The Legacy

The Legacy

Since 1908, each Hacker-Craft has been hand-built in America, one at a time, by consecutive generations of the world’s finest boat building craftsmen. The legacy is that of John L. Hacker (1877-1961), the preeminent naval architect of mahogany pleasure crafts of the last century, whose designs included some of the greatest mahogany boats ever built: Pardon Me, Thunderbird, El Lagarto, Bootlegger, Peerless, Dolphin, Kitty Hawk, Belle Isle Bear Cats, My Sweetie, and several others.
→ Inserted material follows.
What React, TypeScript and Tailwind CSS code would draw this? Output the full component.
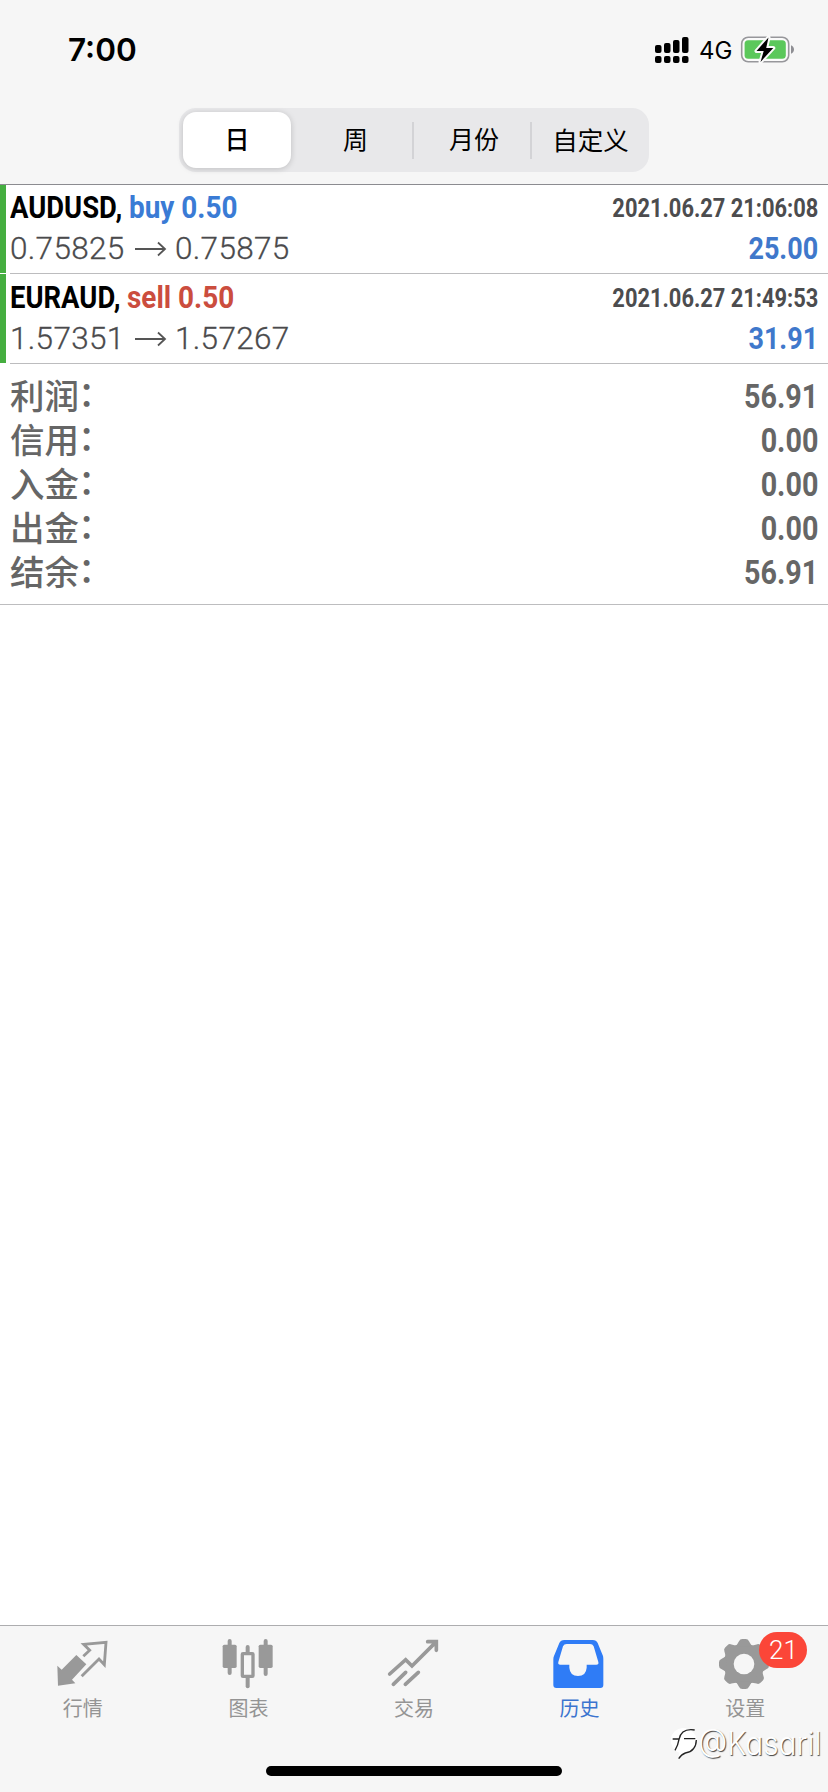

In the 1930’s, our celebrated boats were named “The Steinway of Runabouts,” and since have exhilarated people around the world; from captains, to Gold Cup racers and celebrities.

1891

At age 14, John L. Hacker builds his first boat - a rowboat. He soon enrolls in correspondence courses and attends night school to learn naval architecture-the art and science of boat design.

    1911

    Meets Henry Ford as each patronizes the same machine shops in Detroit. Thus begins a life-long professional relationship that lasts until Ford’s death in 1947.

      1916

      Builds the Kitty Hawk II—billed as “...the fastest boat in the world for power” - the first 50-mph boat in the United States. In mid August 1912, at the Chicago Regatta, Kitty Hawk II catches fire and sinks offshore.

        1918

        Designs and builds a V-bottom 32 foot runabout for use on Lake George, New York. He moves the engine to a mid-ship location and installs a cockpit containing the controls forward of it. This design change begins what will become the classic runabout type.

          1921

          Builds six runabouts for E. W. Gregory of Belle Isle Boat and Engine Company. These are the earliest models of his famous Belle Isle Bear Cats runabouts. Hacker’s reputation grows as he becomes the most influential runabout designer-builder in America.

            1929

            The famous Hacker-Craft trademark logo. Designed by Hacker in 1916, the logo is applied by hand over a sized pattern with extremely thin 23 carat gold leaf sheets, tapped onto the boat’s mahogany planking then burled and outlined in paint. This process, known as Gold Gilding, is still used on today’s Hacker-Crafts.

              1933

              Builds the Lockpat II for former race car driver Dick Locke. This boat is a complete departure from the usual Hacker design — a spectacular 40 foot torpedo shaped runabout.

                1934

                El Lagarto, designed and built by Hacker in 1922, wins its first of three consecutive Gold Cup World Championships defeating Horace Dodge Jr.’s Delphine IV, on the Detroit River, the strong favorite and defending Gold Cup champion. The next two Gold Cup championships are held on Lake George, New York, as El Lagarto wins the 1934 and 1935 Gold Cup and is the undisputed “fastest boat in the world”. Today, El Lagarto is a featured attraction in the Adirondack Museum at Blue Mountain Lake, New York.

                  1941

                  During World War II, Hacker contributed to the war effort by redesigning Army Air Force rescue boats. Although the company’s production facilities were limited and precluded mass production of wartime boats, the company did build 45-foot picket boats. The boats had twin engines, and both propellers were right-handed screws instead of being opposed. This was intentional as it let the engines be replaced or interchanged quickly without regard to the way the propellers turned. In 1944, the Hacker Boat Company won an “Army-Navy E” award for the excellence of its war production.